[Job] Identify and reproduce every line holding the string "components".

[Provided data]
__________
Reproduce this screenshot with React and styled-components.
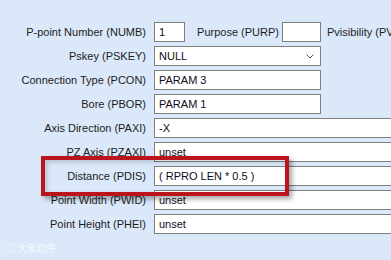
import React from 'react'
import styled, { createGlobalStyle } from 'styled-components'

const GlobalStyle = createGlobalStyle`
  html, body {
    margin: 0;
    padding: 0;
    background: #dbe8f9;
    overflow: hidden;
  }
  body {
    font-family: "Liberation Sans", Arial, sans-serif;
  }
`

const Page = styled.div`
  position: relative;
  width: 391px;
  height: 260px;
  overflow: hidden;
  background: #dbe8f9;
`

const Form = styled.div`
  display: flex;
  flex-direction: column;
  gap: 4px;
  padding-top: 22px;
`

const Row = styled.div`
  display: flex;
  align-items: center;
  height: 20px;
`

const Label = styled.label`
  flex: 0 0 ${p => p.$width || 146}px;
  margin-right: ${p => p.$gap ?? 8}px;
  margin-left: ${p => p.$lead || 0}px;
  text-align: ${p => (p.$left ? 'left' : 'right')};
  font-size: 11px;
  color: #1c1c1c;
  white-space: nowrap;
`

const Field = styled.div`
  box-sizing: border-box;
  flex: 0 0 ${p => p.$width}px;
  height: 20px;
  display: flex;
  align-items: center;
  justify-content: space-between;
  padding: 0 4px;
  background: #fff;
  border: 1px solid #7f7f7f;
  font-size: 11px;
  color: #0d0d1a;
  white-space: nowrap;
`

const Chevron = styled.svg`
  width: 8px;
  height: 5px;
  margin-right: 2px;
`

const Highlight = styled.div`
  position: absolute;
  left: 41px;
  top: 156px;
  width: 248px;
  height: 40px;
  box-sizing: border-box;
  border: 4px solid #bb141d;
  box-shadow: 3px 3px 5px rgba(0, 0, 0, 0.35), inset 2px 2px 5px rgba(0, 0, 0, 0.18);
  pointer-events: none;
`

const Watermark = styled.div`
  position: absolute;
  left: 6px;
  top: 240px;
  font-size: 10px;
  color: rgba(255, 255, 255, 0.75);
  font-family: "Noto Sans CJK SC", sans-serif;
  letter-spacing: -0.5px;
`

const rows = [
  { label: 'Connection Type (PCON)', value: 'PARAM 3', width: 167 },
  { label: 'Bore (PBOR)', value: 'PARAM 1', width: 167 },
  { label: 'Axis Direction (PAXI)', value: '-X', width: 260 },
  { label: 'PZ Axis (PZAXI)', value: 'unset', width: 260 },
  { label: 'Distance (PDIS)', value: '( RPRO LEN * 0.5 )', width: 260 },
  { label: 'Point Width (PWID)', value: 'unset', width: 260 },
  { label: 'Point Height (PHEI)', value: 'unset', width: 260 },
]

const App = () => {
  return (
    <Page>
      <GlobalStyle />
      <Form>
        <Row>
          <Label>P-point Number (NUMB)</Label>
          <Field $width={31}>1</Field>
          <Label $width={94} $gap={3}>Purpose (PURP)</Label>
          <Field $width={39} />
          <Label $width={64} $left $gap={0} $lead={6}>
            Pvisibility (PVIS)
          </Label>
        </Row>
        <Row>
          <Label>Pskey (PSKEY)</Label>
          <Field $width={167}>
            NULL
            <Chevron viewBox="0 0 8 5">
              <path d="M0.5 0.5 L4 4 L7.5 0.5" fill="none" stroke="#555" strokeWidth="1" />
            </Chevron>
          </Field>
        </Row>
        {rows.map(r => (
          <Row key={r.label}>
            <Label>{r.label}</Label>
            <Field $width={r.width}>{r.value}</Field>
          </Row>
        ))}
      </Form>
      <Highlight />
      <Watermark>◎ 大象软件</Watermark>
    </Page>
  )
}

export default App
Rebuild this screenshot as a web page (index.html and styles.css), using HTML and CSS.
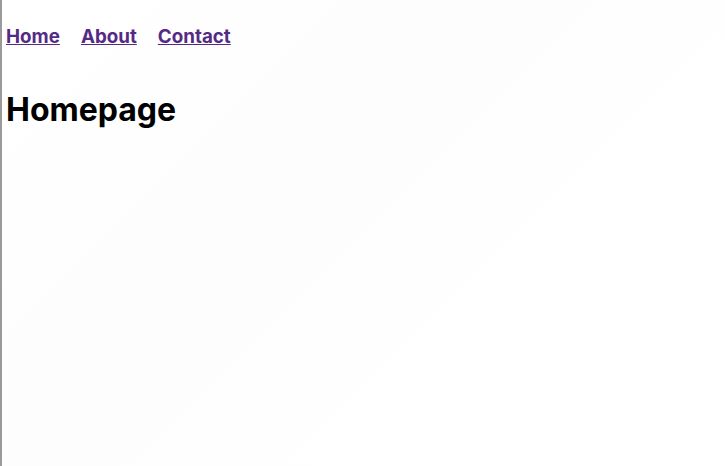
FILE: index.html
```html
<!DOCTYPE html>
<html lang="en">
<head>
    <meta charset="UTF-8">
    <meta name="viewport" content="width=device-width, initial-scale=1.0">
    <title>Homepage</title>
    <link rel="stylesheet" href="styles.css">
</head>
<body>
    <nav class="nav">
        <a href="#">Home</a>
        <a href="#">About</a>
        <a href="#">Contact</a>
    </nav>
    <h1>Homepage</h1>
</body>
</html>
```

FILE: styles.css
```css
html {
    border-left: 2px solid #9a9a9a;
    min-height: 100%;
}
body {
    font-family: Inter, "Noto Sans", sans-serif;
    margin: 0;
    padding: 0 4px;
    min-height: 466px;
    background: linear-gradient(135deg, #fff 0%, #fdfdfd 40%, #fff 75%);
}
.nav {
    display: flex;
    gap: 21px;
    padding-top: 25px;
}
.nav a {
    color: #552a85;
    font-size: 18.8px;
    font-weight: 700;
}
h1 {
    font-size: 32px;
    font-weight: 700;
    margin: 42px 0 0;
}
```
__________
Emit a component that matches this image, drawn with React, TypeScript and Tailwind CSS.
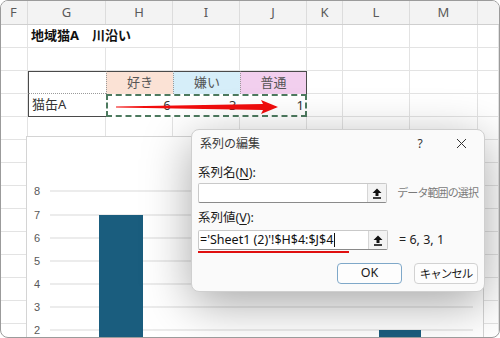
__________
[Reply]
Reproduce this screenshot with React and styled-components.
import styled, { createGlobalStyle } from 'styled-components'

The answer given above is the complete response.